“It’s not a lack of putting in the extra effort,” Pastner said. “We’re doing as much as we can on all the shooting. We’re shooting a lot in practice, after practice, making guys have to shoot (and) make a certain amount. And we’re getting great shots. It’d be easier if the shot selection was terrible. It’s great looks. It’s just they’re not going in.”
Pastner said he and his staff have considered giving playing time to freshman forward Kristian Sjolund, who has played a total of 58 minutes this season but has a good stroke and has been shooting well in practice. While Pastner has concerns about Sjolund’s ability to defend, Tech’s need for perimeter scoring is dire.
“That option is on the table,” Pastner said. “He’s got to stay ready.”
And, rather than more work, Pastner has felt that maybe less work could be the answer. Shooting the night before games at McCamish or at the opposing arena apparently hasn’t been the solution.
“Maybe the night before, we won’t do any shooting,” Pastner said. “We won’t come back and do anything. That’s our next phase.”
It already has impacted players’ frame of mind. Pastner has seen guard Jose Alvarado, who last season shot 37 percent from 3-point range but now is at 27.9 percent, pass up open 3-pointers. He was 0-for-5 on Saturday and was 0-for-10 overall in his first scoreless game of the season. Pastner has encouraged Alvarado to keep shooting.
Guard Michael Devoe is faring well, shooting 39.3 percent from 3 in ACC play. And Alvarado actually is shooting better in league play than he did in the non-conference schedule. But the highlights are few.

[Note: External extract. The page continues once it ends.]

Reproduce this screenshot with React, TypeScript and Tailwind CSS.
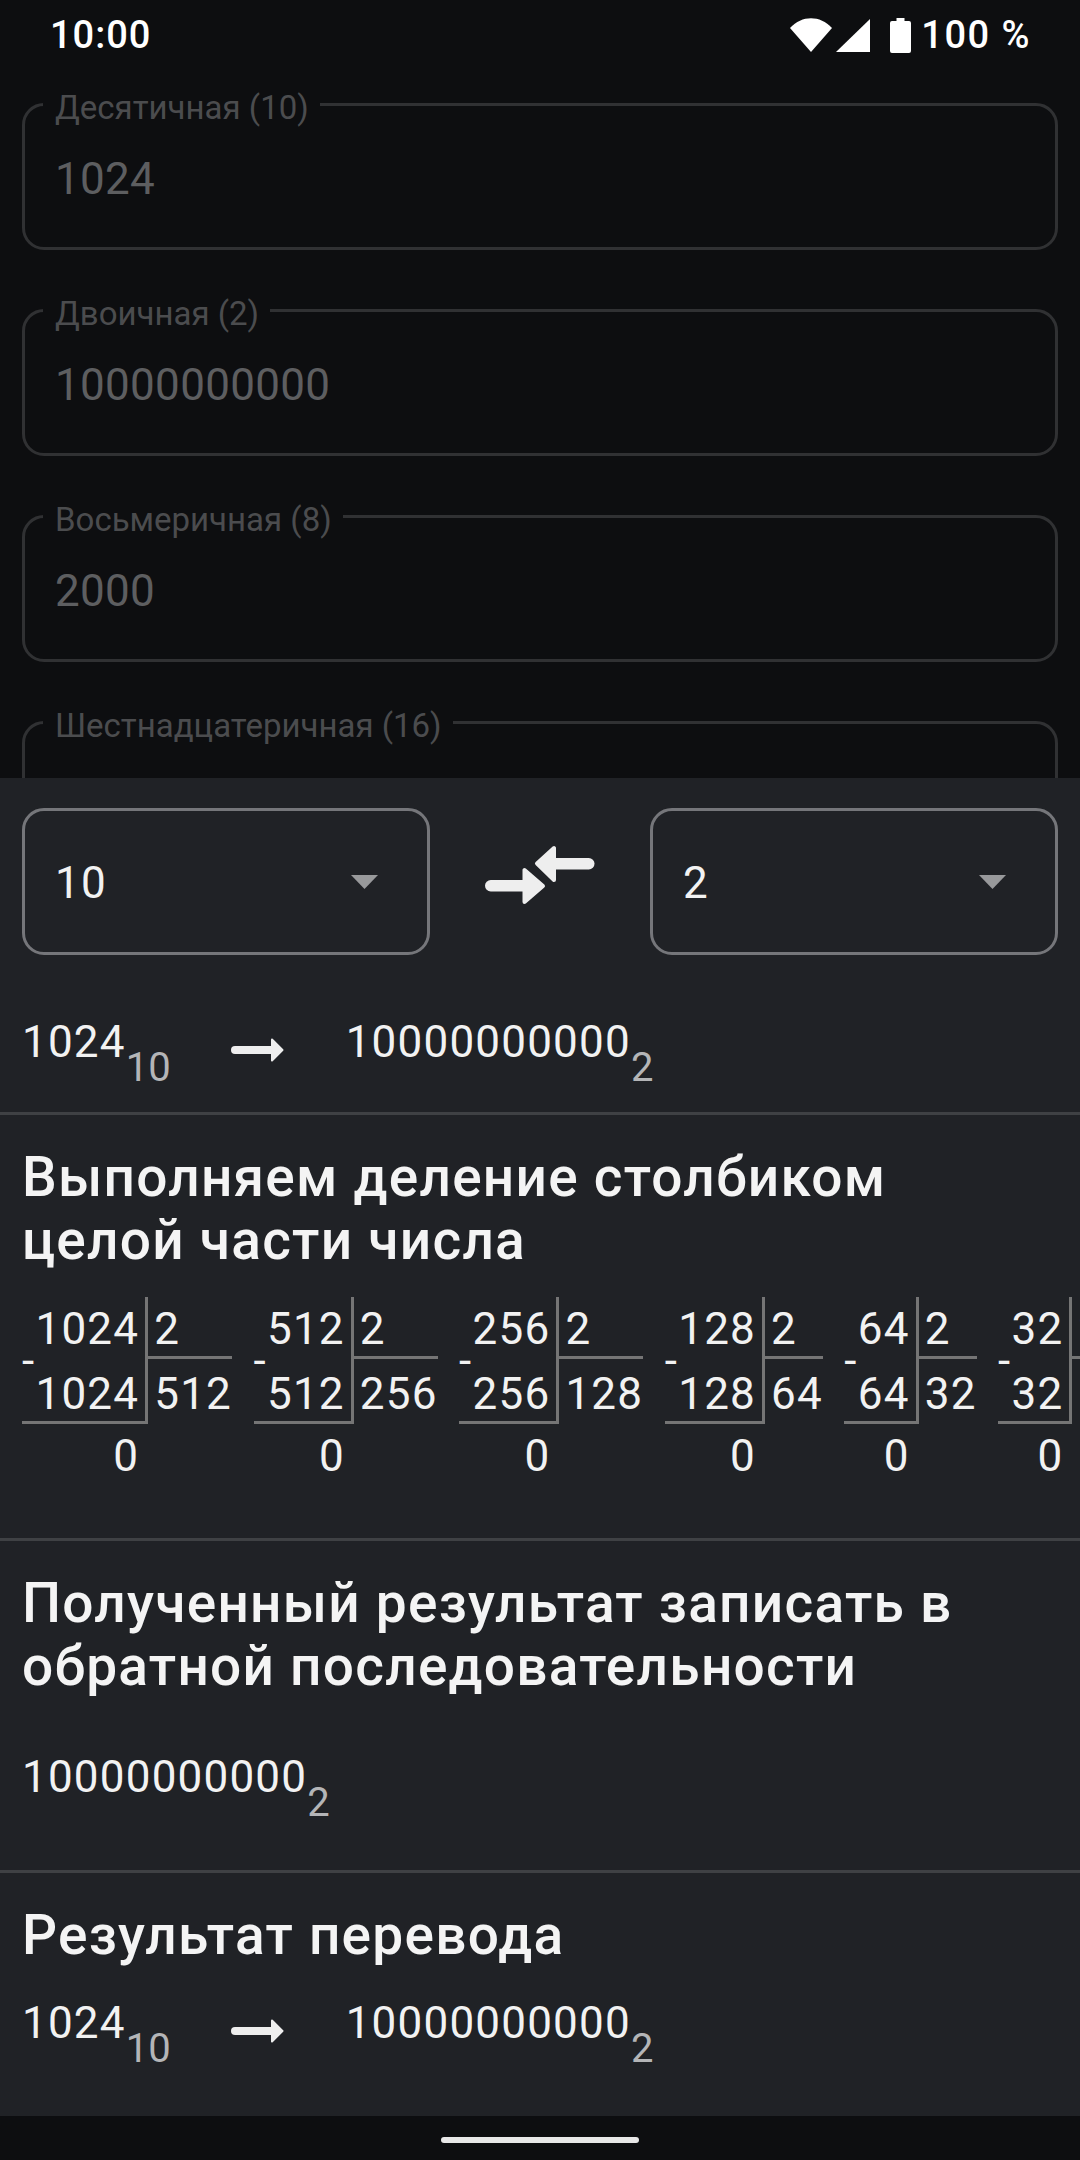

“It’s like there’s a little bit of a lid on the basket,” he said. “It’s due for the lid to be lifted.”
Getting the 3-point game going is critical not only because the Jackets rank last in the ACC in scoring. The more that the Jackets can draw defenses out, the more the interior will be open for post players James Banks and Abdoulaye Gueye. The latter has become the Jackets’ best scoring option, with 56 points on 49 shots in the past four games.
Tech isn’t alone in its struggles. Five teams in the ACC are shooting under 30 percent from 3 in league play. Since the 3-point arc was extended to 20 feet, 9 inches before the 2008-09 season, there has never been a season in which more than one team finished under 30 percent in ACC play.
Florida State coach Leonard Hamilton, whose team shot 22.9 percent from 3 in its first four ACC games, understands Pastner’s uncertainty.
“I wish I had an answer for that question, because I go out and I watch our kids do all our shooting drills, and we got ’em going full speed, we have four or five different baskets, we’re getting a high volume of shots, and I’m looking and saying, ‘Wow, we really can shoot the ball,’” Hamilton said.
The Seminoles have since improved, shooting 41 percent in the past eight games, despite being held to 4-for-16 shooting by Tech on Saturday. Hamilton recognized that his team didn’t suddenly become a better shooting team.
“That’s why I’m saying a lot of it is a maturity process, where kids have just got to play with a little more confidence,” Hamilton said.